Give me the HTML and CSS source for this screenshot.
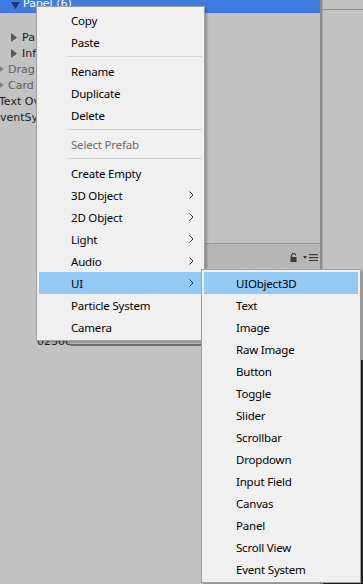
FILE: index.html
```html
<!DOCTYPE html>
<html>

<head>
  <title>Hierarchy context menu</title>
  <link rel="stylesheet" href="styles.css">
</head>

<body>
  <div class="editor">
    <div class="left">
      <div class="hierarchy">
        <div class="tree">
          <div class="row selected">
            <svg class="fold" width="9" height="7" viewBox="0 0 9 7"><polygon points="0,0 9,0 4.5,7" /></svg>
            <span>Panel (6)</span>
          </div>
          <div class="row"></div>
          <div class="row lvl-a">
            <svg class="arrow" width="6" height="9" viewBox="0 0 6 9"><polygon points="0,0 6,4.5 0,9" /></svg>
            <span>Panel</span>
          </div>
          <div class="row lvl-a">
            <svg class="arrow" width="6" height="9" viewBox="0 0 6 9"><polygon points="0,0 6,4.5 0,9" /></svg>
            <span>InfoPanel</span>
          </div>
          <div class="row lvl-b muted">
            <svg class="arrow" width="6" height="8" viewBox="0 0 6 8"><polygon points="0,0 6,4 0,8" /></svg>
            <span>Drag Zone</span>
          </div>
          <div class="row lvl-b muted">
            <svg class="arrow" width="6" height="8" viewBox="0 0 6 8"><polygon points="0,0 6,4 0,8" /></svg>
            <span>Card Slots</span>
          </div>
          <div class="row lvl-c"><span>Text Overlay</span></div>
          <div class="row lvl-d"><span>EventSystem</span></div>
        </div>
      </div>

      <div class="bar-row">
        <div class="bar-gap"></div>
        <div class="toolbar">
          <svg class="lock" width="7" height="9" viewBox="0 0 7 9">
            <path d="M1.5 4 V2.5 A2 2 0 0 1 5.5 2.5" fill="none" stroke="#3a3a3a" stroke-width="1.2" />
            <rect x="0.5" y="4" width="6" height="5" fill="#3a3a3a" />
          </svg>
          <svg class="panel-menu" width="15" height="7" viewBox="0 0 15 7">
            <polygon points="0,2 4,2 2,5" fill="#3a3a3a" />
            <rect x="6" y="0" width="9" height="1.2" fill="#3a3a3a" />
            <rect x="6" y="3" width="9" height="1.2" fill="#3a3a3a" />
            <rect x="6" y="6" width="9" height="1" fill="#3a3a3a" />
          </svg>
        </div>
      </div>

      <div class="lower">
        <div class="tabstrip">
          <span class="tab">02300</span>
          <span class="tabline"></span>
        </div>
      </div>
    </div>

    <div class="divider"></div>

    <div class="right">
      <div class="right-head"></div>
      <div class="right-body"></div>
      <div class="scene-dark"></div>
    </div>
  </div>

  <div class="menu main-menu">
    <div class="item">Copy</div>
    <div class="item">Paste</div>
    <div class="sep"></div>
    <div class="item">Rename</div>
    <div class="item">Duplicate</div>
    <div class="item">Delete</div>
    <div class="sep"></div>
    <div class="item disabled">Select Prefab</div>
    <div class="sep"></div>
    <div class="item">Create Empty</div>
    <div class="item">3D Object<svg class="chev" width="5" height="8" viewBox="0 0 5 8"><polyline points="0.5,0.5 4,4 0.5,7.5" /></svg></div>
    <div class="item">2D Object<svg class="chev" width="5" height="8" viewBox="0 0 5 8"><polyline points="0.5,0.5 4,4 0.5,7.5" /></svg></div>
    <div class="item">Light<svg class="chev" width="5" height="8" viewBox="0 0 5 8"><polyline points="0.5,0.5 4,4 0.5,7.5" /></svg></div>
    <div class="item">Audio<svg class="chev" width="5" height="8" viewBox="0 0 5 8"><polyline points="0.5,0.5 4,4 0.5,7.5" /></svg></div>
    <div class="item active">UI<svg class="chev" width="5" height="8" viewBox="0 0 5 8"><polyline points="0.5,0.5 4,4 0.5,7.5" /></svg></div>
    <div class="item">Particle System</div>
    <div class="item">Camera</div>
  </div>

  <div class="menu sub-menu">
    <div class="item active">UIObject3D</div>
    <div class="item">Text</div>
    <div class="item">Image</div>
    <div class="item">Raw Image</div>
    <div class="item">Button</div>
    <div class="item">Toggle</div>
    <div class="item">Slider</div>
    <div class="item">Scrollbar</div>
    <div class="item">Dropdown</div>
    <div class="item">Input Field</div>
    <div class="item">Canvas</div>
    <div class="item">Panel</div>
    <div class="item">Scroll View</div>
    <div class="item">Event System</div>
  </div>
</body>

</html>
```

FILE: styles.css
```css
body {
  margin: 0;
  background-color: #c2c2c2;
  font-family: "DejaVu Sans", sans-serif;
  font-size: 11px;
  overflow: hidden;
}

.editor {
  display: flex;
  width: 363px;
  height: 584px;
  overflow: hidden;
}

.left {
  width: 320px;
  display: flex;
  flex-direction: column;
  overflow: hidden;
}

/* hierarchy tree */

.hierarchy {
  height: 243px;
  flex-shrink: 0;
  overflow: hidden;
}

.tree {
  margin-top: -3px;
}

.row {
  height: 16px;
  display: flex;
  align-items: center;
  white-space: nowrap;
  color: #1c1c1c;
}

.row.selected {
  background-color: #3d7be0;
  color: #fff;
  padding-left: 11px;
}

.row.selected span {
  margin-top: -4px;
}

.fold {
  fill: #1f3a68;
  margin-right: 3px;
}

.arrow {
  fill: #5a5a5a;
  flex-shrink: 0;
}

.lvl-a {
  padding-left: 11px;
}

.lvl-a .arrow {
  margin-right: 5px;
}

.lvl-b {
  margin-left: -2px;
}

.lvl-b .arrow {
  fill: #808080;
  margin-right: 4px;
}

.muted {
  color: #5e5e5e;
}

.lvl-c {
  margin-left: -1px;
}

.lvl-d {
  margin-left: -7px;
}

/* toolbar under the tree */

.bar-row {
  display: flex;
  height: 25px;
  flex-shrink: 0;
}

.bar-gap {
  width: 150px;
}

.toolbar {
  flex: 1;
  background-color: #b6b6b6;
  border-top: 1px solid #9a9a9a;
  display: flex;
  justify-content: flex-end;
  align-items: center;
  gap: 6px;
  padding-right: 2px;
  padding-top: 3px;
}

.lower {
  flex: 1;
  padding-top: 66px;
}

.tabstrip {
  display: flex;
  align-items: flex-end;
  height: 14px;
}

.tab {
  margin-left: 37px;
  width: 33px;
  line-height: 12px;
  color: #222;
  overflow: hidden;
}

.tabline {
  width: 131px;
  height: 2px;
  margin-bottom: 2px;
  background-color: #6e6e6e;
}

/* right side */

.divider {
  width: 2px;
  background-color: #8a8a8a;
  border-right: 1px solid #ababab;
}

.right {
  flex: 1;
  display: flex;
  flex-direction: column;
}

.right-head {
  height: 9px;
  border-bottom: 1px solid #8e8e8e;
}

.right-body {
  height: 350px;
}

.scene-dark {
  flex: 1;
  background-color: #282828;
}

/* context menus */

.menu {
  position: absolute;
  background-color: #f0f0f0;
  border: 1px solid #a0a0a0;
  padding: 2px;
  box-shadow: 2px 2px 2px rgba(0, 0, 0, 0.25);
  font-family: "Noto Sans", sans-serif;
  font-size: 11.5px;
  letter-spacing: -0.2px;
  color: #000;
}

.main-menu {
  left: 36px;
  top: 6px;
  width: 163px;
}

.sub-menu {
  left: 201px;
  top: 269px;
  width: 154px;
}

.item {
  height: 22px;
  display: flex;
  align-items: center;
  justify-content: space-between;
  padding-left: 32px;
  padding-right: 8px;
  white-space: nowrap;
}

.item.active {
  background-color: #91c9f7;
}

.item.disabled {
  color: #6d6d6d;
}

.sep {
  height: 1px;
  margin: 3px 0 3px 28px;
  background-color: #d5d5d5;
}

.chev {
  fill: none;
  stroke: #333;
  stroke-width: 1;
}
```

* * *

* WRITTEN PROBLEM
Your task is to repeat the material above exactly, without its pictures.

* CORRECT OUTPUT
Give me the HTML and CSS source for this screenshot.
FILE: index.html
```html
<!DOCTYPE html>
<html>

<head>
  <title>Hierarchy context menu</title>
  <link rel="stylesheet" href="styles.css">
</head>

<body>
  <div class="editor">
    <div class="left">
      <div class="hierarchy">
        <div class="tree">
          <div class="row selected">
            <svg class="fold" width="9" height="7" viewBox="0 0 9 7"><polygon points="0,0 9,0 4.5,7" /></svg>
            <span>Panel (6)</span>
          </div>
          <div class="row"></div>
          <div class="row lvl-a">
            <svg class="arrow" width="6" height="9" viewBox="0 0 6 9"><polygon points="0,0 6,4.5 0,9" /></svg>
            <span>Panel</span>
          </div>
          <div class="row lvl-a">
            <svg class="arrow" width="6" height="9" viewBox="0 0 6 9"><polygon points="0,0 6,4.5 0,9" /></svg>
            <span>InfoPanel</span>
          </div>
          <div class="row lvl-b muted">
            <svg class="arrow" width="6" height="8" viewBox="0 0 6 8"><polygon points="0,0 6,4 0,8" /></svg>
            <span>Drag Zone</span>
          </div>
          <div class="row lvl-b muted">
            <svg class="arrow" width="6" height="8" viewBox="0 0 6 8"><polygon points="0,0 6,4 0,8" /></svg>
            <span>Card Slots</span>
          </div>
          <div class="row lvl-c"><span>Text Overlay</span></div>
          <div class="row lvl-d"><span>EventSystem</span></div>
        </div>
      </div>

      <div class="bar-row">
        <div class="bar-gap"></div>
        <div class="toolbar">
          <svg class="lock" width="7" height="9" viewBox="0 0 7 9">
            <path d="M1.5 4 V2.5 A2 2 0 0 1 5.5 2.5" fill="none" stroke="#3a3a3a" stroke-width="1.2" />
            <rect x="0.5" y="4" width="6" height="5" fill="#3a3a3a" />
          </svg>
          <svg class="panel-menu" width="15" height="7" viewBox="0 0 15 7">
            <polygon points="0,2 4,2 2,5" fill="#3a3a3a" />
            <rect x="6" y="0" width="9" height="1.2" fill="#3a3a3a" />
            <rect x="6" y="3" width="9" height="1.2" fill="#3a3a3a" />
            <rect x="6" y="6" width="9" height="1" fill="#3a3a3a" />
          </svg>
        </div>
      </div>

      <div class="lower">
        <div class="tabstrip">
          <span class="tab">02300</span>
          <span class="tabline"></span>
        </div>
      </div>
    </div>

    <div class="divider"></div>

    <div class="right">
      <div class="right-head"></div>
      <div class="right-body"></div>
      <div class="scene-dark"></div>
    </div>
  </div>

  <div class="menu main-menu">
    <div class="item">Copy</div>
    <div class="item">Paste</div>
    <div class="sep"></div>
    <div class="item">Rename</div>
    <div class="item">Duplicate</div>
    <div class="item">Delete</div>
    <div class="sep"></div>
    <div class="item disabled">Select Prefab</div>
    <div class="sep"></div>
    <div class="item">Create Empty</div>
    <div class="item">3D Object<svg class="chev" width="5" height="8" viewBox="0 0 5 8"><polyline points="0.5,0.5 4,4 0.5,7.5" /></svg></div>
    <div class="item">2D Object<svg class="chev" width="5" height="8" viewBox="0 0 5 8"><polyline points="0.5,0.5 4,4 0.5,7.5" /></svg></div>
    <div class="item">Light<svg class="chev" width="5" height="8" viewBox="0 0 5 8"><polyline points="0.5,0.5 4,4 0.5,7.5" /></svg></div>
    <div class="item">Audio<svg class="chev" width="5" height="8" viewBox="0 0 5 8"><polyline points="0.5,0.5 4,4 0.5,7.5" /></svg></div>
    <div class="item active">UI<svg class="chev" width="5" height="8" viewBox="0 0 5 8"><polyline points="0.5,0.5 4,4 0.5,7.5" /></svg></div>
    <div class="item">Particle System</div>
    <div class="item">Camera</div>
  </div>

  <div class="menu sub-menu">
    <div class="item active">UIObject3D</div>
    <div class="item">Text</div>
    <div class="item">Image</div>
    <div class="item">Raw Image</div>
    <div class="item">Button</div>
    <div class="item">Toggle</div>
    <div class="item">Slider</div>
    <div class="item">Scrollbar</div>
    <div class="item">Dropdown</div>
    <div class="item">Input Field</div>
    <div class="item">Canvas</div>
    <div class="item">Panel</div>
    <div class="item">Scroll View</div>
    <div class="item">Event System</div>
  </div>
</body>

</html>
```

FILE: styles.css
```css
body {
  margin: 0;
  background-color: #c2c2c2;
  font-family: "DejaVu Sans", sans-serif;
  font-size: 11px;
  overflow: hidden;
}

.editor {
  display: flex;
  width: 363px;
  height: 584px;
  overflow: hidden;
}

.left {
  width: 320px;
  display: flex;
  flex-direction: column;
  overflow: hidden;
}

/* hierarchy tree */

.hierarchy {
  height: 243px;
  flex-shrink: 0;
  overflow: hidden;
}

.tree {
  margin-top: -3px;
}

.row {
  height: 16px;
  display: flex;
  align-items: center;
  white-space: nowrap;
  color: #1c1c1c;
}

.row.selected {
  background-color: #3d7be0;
  color: #fff;
  padding-left: 11px;
}

.row.selected span {
  margin-top: -4px;
}

.fold {
  fill: #1f3a68;
  margin-right: 3px;
}

.arrow {
  fill: #5a5a5a;
  flex-shrink: 0;
}

.lvl-a {
  padding-left: 11px;
}

.lvl-a .arrow {
  margin-right: 5px;
}

.lvl-b {
  margin-left: -2px;
}

.lvl-b .arrow {
  fill: #808080;
  margin-right: 4px;
}

.muted {
  color: #5e5e5e;
}

.lvl-c {
  margin-left: -1px;
}

.lvl-d {
  margin-left: -7px;
}

/* toolbar under the tree */

.bar-row {
  display: flex;
  height: 25px;
  flex-shrink: 0;
}

.bar-gap {
  width: 150px;
}

.toolbar {
  flex: 1;
  background-color: #b6b6b6;
  border-top: 1px solid #9a9a9a;
  display: flex;
  justify-content: flex-end;
  align-items: center;
  gap: 6px;
  padding-right: 2px;
  padding-top: 3px;
}

.lower {
  flex: 1;
  padding-top: 66px;
}

.tabstrip {
  display: flex;
  align-items: flex-end;
  height: 14px;
}

.tab {
  margin-left: 37px;
  width: 33px;
  line-height: 12px;
  color: #222;
  overflow: hidden;
}

.tabline {
  width: 131px;
  height: 2px;
  margin-bottom: 2px;
  background-color: #6e6e6e;
}

/* right side */

.divider {
  width: 2px;
  background-color: #8a8a8a;
  border-right: 1px solid #ababab;
}

.right {
  flex: 1;
  display: flex;
  flex-direction: column;
}

.right-head {
  height: 9px;
  border-bottom: 1px solid #8e8e8e;
}

.right-body {
  height: 350px;
}

.scene-dark {
  flex: 1;
  background-color: #282828;
}

/* context menus */

.menu {
  position: absolute;
  background-color: #f0f0f0;
  border: 1px solid #a0a0a0;
  padding: 2px;
  box-shadow: 2px 2px 2px rgba(0, 0, 0, 0.25);
  font-family: "Noto Sans", sans-serif;
  font-size: 11.5px;
  letter-spacing: -0.2px;
  color: #000;
}

.main-menu {
  left: 36px;
  top: 6px;
  width: 163px;
}

.sub-menu {
  left: 201px;
  top: 269px;
  width: 154px;
}

.item {
  height: 22px;
  display: flex;
  align-items: center;
  justify-content: space-between;
  padding-left: 32px;
  padding-right: 8px;
  white-space: nowrap;
}

.item.active {
  background-color: #91c9f7;
}

.item.disabled {
  color: #6d6d6d;
}

.sep {
  height: 1px;
  margin: 3px 0 3px 28px;
  background-color: #d5d5d5;
}

.chev {
  fill: none;
  stroke: #333;
  stroke-width: 1;
}
```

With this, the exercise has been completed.